A) Just purely from reading the script I do enjoy what’s going on because I think there’s so much juice in their storylines. But purely just because the way we shoot we never see those guys, I very rarely have a scene with Noah [Emmerich], and that’s really my only communication, but we never see—we rarely cross paths in the make-up trailor. We don’t get to see them; we don’t go on their set. It is like, in that way, you’re sort of separate entities working toward the same goal.

Q) You wear all these different disguises and different wigs and everything, which one is your favorite character, outside of “Phillip,” to play on this show?

A) My favorite character is one of them that has shoulder length hair, and a mustache and a little goatee and he’s usually a worker man, a phone electrician or caretaker. He usually wears the blue jumpsuit and it has a tool belt. I enjoy him just purely because I’ve given him such an elaborate and detailed backstory. As all of us do, we sort of give them alter egos and give them these fantastic biographies. Mine is a flamenco dancer from Seville.

Q) Can you tell us a little bit about what we can expect in these final two episodes?

A) Yes. There is an enormous about-turn in the last episode that I think keys up the third season beautifully in a finding way, in a way that’ll bring in a greater conflict of “Phillip” and “Elizabeth.” Having seen them separated for the majority of the first season because of what they were going through, and then reunited for the second season which great to see what happens at the end of the finale is, I think, going to bring such division to the two of them and will be very interesting to see how they play out. I think what’s so great about this season is the sort of continuity of a storyline within every episode, and the great danger off of a rogue force that is uncontrollable, and I think it plays beautifully to their paranoia as a lifestyle that they can’t sustain, because they realize how dangerous their lives are becoming. They’re shooting at the end of Season One giving way to this—the killing of the family, beginning of the second season; they realize that they’re very fallible, they’re not untouchable and that’s going to be a great set to them.

Q) I was wondering, a few episodes back “Phillip” decided to use “Annalise” as the honey trap rather than “Elizabeth.” I’m wondering what you think that means in terms of where “Philip’s” at in that relationship?

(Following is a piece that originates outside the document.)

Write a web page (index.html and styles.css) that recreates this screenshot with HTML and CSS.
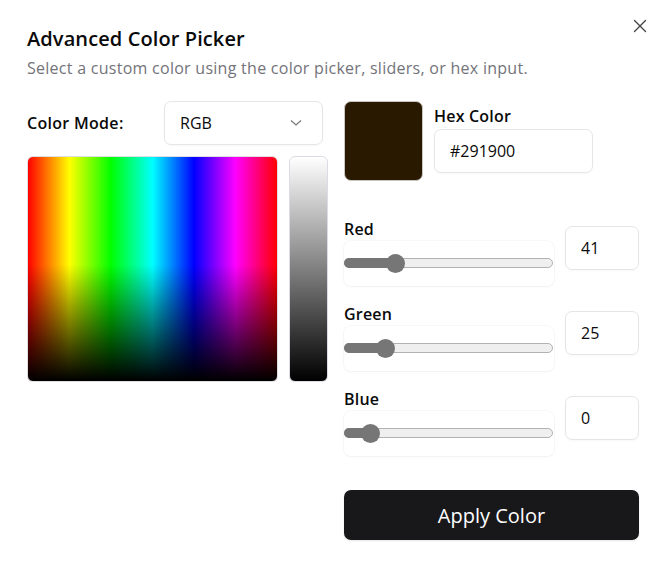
FILE: index.html
```html
<!DOCTYPE html>
<html>
<head>
<meta charset="utf-8">
<link rel="stylesheet" href="styles.css">
</head>
<body>
<div class="dialog">
  <button class="close" aria-label="Close">
    <svg width="14" height="14" viewBox="0 0 14 14"><path d="M1.5 1.5 L12.5 12.5 M12.5 1.5 L1.5 12.5" stroke="#444" stroke-width="1.4" fill="none" stroke-linecap="round"/></svg>
  </button>
  <h1 class="title">Advanced Color Picker</h1>
  <p class="subtitle">Select a custom color using the color picker, sliders, or hex input.</p>
  <div class="main">
    <div class="left">
      <div class="mode-row">
        <span class="mode-label">Color Mode:</span>
        <div class="select">
          <span>RGB</span>
          <svg width="12" height="8" viewBox="0 0 12 8"><path d="M1 1.5 L6 6 L11 1.5" stroke="#777" stroke-width="1.2" fill="none"/></svg>
        </div>
      </div>
      <div class="canvas-row">
        <div class="spectrum"></div>
        <div class="gray-bar"></div>
      </div>
    </div>
    <div class="right">
      <div class="top-row">
        <div class="swatch"></div>
        <div class="hex-block">
          <div class="label">Hex Color</div>
          <div class="input hex-input">#291900</div>
        </div>
      </div>
      <div class="channels">
        <div class="channel">
          <div class="channel-left">
            <div class="label">Red</div>
            <div class="slider"><div class="track"><div class="fill" style="width:50px"></div><div class="thumb" style="left:50px"></div></div></div>
          </div>
          <div class="input num-input">41</div>
        </div>
        <div class="channel">
          <div class="channel-left">
            <div class="label">Green</div>
            <div class="slider"><div class="track"><div class="fill" style="width:40px"></div><div class="thumb" style="left:40px"></div></div></div>
          </div>
          <div class="input num-input">25</div>
        </div>
        <div class="channel">
          <div class="channel-left">
            <div class="label">Blue</div>
            <div class="slider"><div class="track"><div class="fill" style="width:25px"></div><div class="thumb" style="left:25px"></div></div></div>
          </div>
          <div class="input num-input">0</div>
        </div>
      </div>
      <button class="apply">Apply Color</button>
    </div>
  </div>
</div>
</body>
</html>
```
FILE: styles.css
```css
* { box-sizing: border-box; }
html, body { margin: 0; padding: 0; background: #fff; }
body {
  font-family: "Open Sans", "Noto Sans", sans-serif;
  color: #0a0a0a;
  width: 662px;
  height: 562px;
  overflow: hidden;
}
.dialog {
  position: relative;
  padding: 24px 23px 0 27px;
}
.close {
  position: absolute;
  top: 18px;
  right: 14px;
  width: 16px;
  height: 16px;
  padding: 1px;
  border: 0;
  background: transparent;
  display: flex;
}
.title {
  margin: 0;
  font-size: 20px;
  font-weight: 600;
  line-height: 29px;
  letter-spacing: 0.1px;
}
.subtitle {
  margin: 4px 0 0 0;
  font-size: 16px;
  line-height: 22px;
  color: #73737a;
  letter-spacing: 0.27px;
}
.main {
  display: grid;
  grid-template-columns: 301px 295px;
  column-gap: 16px;
  margin-top: 22px;
}
.left { display: flex; flex-direction: column; gap: 11px; }
.mode-row { display: flex; align-items: center; }
.mode-label {
  width: 137px;
  font-size: 16px;
  font-weight: 600;
  letter-spacing: 0.3px;
}
.select {
  width: 159px;
  height: 44px;
  border: 1px solid #e6e6e9;
  border-radius: 7px;
  display: flex;
  align-items: center;
  justify-content: space-between;
  padding: 0 20px 0 15px;
  font-size: 16px;
  box-shadow: 0 1px 2px rgba(0,0,0,0.03);
}
.canvas-row { display: flex; gap: 11px; height: 226px; }
.spectrum {
  width: 251px;
  height: 226px;
  border-radius: 6px;
  border: 1px solid #dedee3;
  background:
    linear-gradient(to bottom, rgba(0,0,0,0) 0%, rgba(0,0,0,0) 48%, #000 100%),
    linear-gradient(to right, #f00 0%, #ff0 16.67%, #0f0 33.33%, #0ff 50%, #00f 66.67%, #f0f 83.33%, #f00 100%);
}
.gray-bar {
  width: 39px;
  height: 226px;
  border-radius: 6px;
  border: 1px solid #dcdce4;
  background: linear-gradient(to bottom, #fff, #000);
}
.right { display: flex; flex-direction: column; }
.top-row { display: flex; gap: 11px; }
.swatch {
  width: 79px;
  height: 80px;
  border-radius: 7px;
  background: #291900;
  border: 1px solid #c9c6c2;
}
.hex-block { display: flex; flex-direction: column; padding-top: 4px; }
.label {
  font-size: 16px;
  font-weight: 600;
  line-height: 22px;
  letter-spacing: 0.2px;
}
.hex-block .label { margin-bottom: 2px; }
.input {
  height: 44px;
  border: 1px solid #e6e6e9;
  border-radius: 7px;
  display: flex;
  align-items: center;
  padding: 0 15px;
  font-size: 16px;
  box-shadow: 0 1px 2px rgba(0,0,0,0.03);
}
.hex-input { width: 159px; }
.channels { display: flex; flex-direction: column; gap: 17px; margin-top: 37px; }
.channel { display: flex; gap: 11px; align-items: flex-start; }
.channel-left { width: 210px; display: flex; flex-direction: column; gap: 1px; }
.num-input { width: 74px; margin-top: 8px; }
.slider {
  height: 45px;
  border-radius: 7px;
  background: #fff;
  box-shadow: 0 0 0 1px rgba(0,0,0,0.025), 0 1px 3px rgba(0,0,0,0.04);
  padding: 17px 1px 0 0;
}
.track {
  position: relative;
  height: 10px;
  border-radius: 5px;
  background: #efefef;
  border: 1px solid #b2b2b2;
}
.fill {
  position: absolute;
  left: -1px;
  top: -1px;
  bottom: -1px;
  background: #767676;
  border-radius: 5px 0 0 5px;
}
.thumb {
  position: absolute;
  top: 50%;
  width: 19px;
  height: 19px;
  margin-left: -9.5px;
  margin-top: -9.5px;
  border-radius: 50%;
  background: #767676;
}
.apply {
  margin-top: 34px;
  height: 50px;
  width: 295px;
  border: 0;
  border-radius: 7px;
  background: #18181b;
  color: #fff;
  font-family: "Open Sans", "Noto Sans", sans-serif;
  font-size: 20px;
  box-shadow: 0 1px 2px rgba(0,0,0,0.1);
}
```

A) I think it shows quite clearly that he doesn’t fit well with the honey trapping now. Season One was seeing how the two of them—as they developed these real feelings—hang on one sec. As they were developing these real feelings, how that changes the game for them in Season Two is very apparent. These real emotions have developed for the pair of them, and now certainly, the conflicts between that and their mission statement, their mandate, it makes for very difficult, although interesting dramaturgically, difficult situations whereby the thought of “Elizabeth” honey trapping, it preys on him enormously, and that’s why he chose to use “Annalise” because his feelings have evolved and grown so much, and are now very real.

Q) We’ve seen “Phillip” and “Elizabeth” on opposing views on “Paige’s” newfound religion. Why do you think it is that “Phillip” is so much more lenient and some might even say forgiving, than “Elizabeth,” both in parenting and on the job?

A) I think for a number of reasons really. His assimilation to the United States has been easier than “Elizabeth’s” because—and this was my own personal backstory that I gave to him, growing up in post-World War Soviet Union would have been incredibly difficult and incredibly—great hardships and poverty. Though they were indoctrinated at a very earlier age, he’s come of age, “Phillip,” and he’s realized he has a family that he loves and wants to secure their future, and that’s threatened. However, he’s accepted the United States as a newfound freedom. There’s a number of ex-trappings that he enjoys enormously. I think he’s easier on his children because he knows—I’m sure there’s guilt about the lives they’re leading, the deceit they’re feeding them, and also in a way where he wasn’t allowed to be the person that he wanted to be. They were, to a degree, sort of brainwashed. I think he wants his child, even if they are in opposition to him, he wants his child to have those choices to form who she is independently, to be whoever she wants to be and to live the life she wants to live, which is something he certainly wasn’t allowed. So I think he allows them a greater freedom, and is that little bit more forgiving.

Q) I wanted to ask you about developing the relationship between one of your aliases and “Martha,” and really try to make that a believable effort for “Phillip” to try to manage. We only see so many instances where “Phillip” and “Elizabeth” get to work on their marriage, but here he is working with a whole other different marriage even though it’s live. Could you maybe explain the exploration of that in this season versus the first?

A) Yes, it’s bizarre because obviously there’s an ulterior motive. The other thing I struggle with is, I find myself in these situations doing these scenes with “Martha,” and you kind of think, oh my gosh this is so bizarre, but the bizarre element is that this was an incredibly successful operation for the KGB and something they advocated enormously, which was the partnerships and managers of low lever security cleared staff that they could infiltrate. This is something very real and very true. However, the pitching of where indeed to pitch this relationship is very difficult because ultimately you want to make it as believable as possible. But the motivation is different, it’s two-fold in a way, I think. One is obviously to gain intelligence, but also if this relationship goes awry then his whole identity is compromised as is his family, therefore the stakes are incredibly high. It’s a real tightrope walk for him in that he either has to be real, because it inevitably will and has turned into a real relationship, but he also has to remember what he needs to succeed in doing is: a) getting information; and b) not blowing his cover. It’s a knife’s edge for him, something I’d imagine a number of ulcers.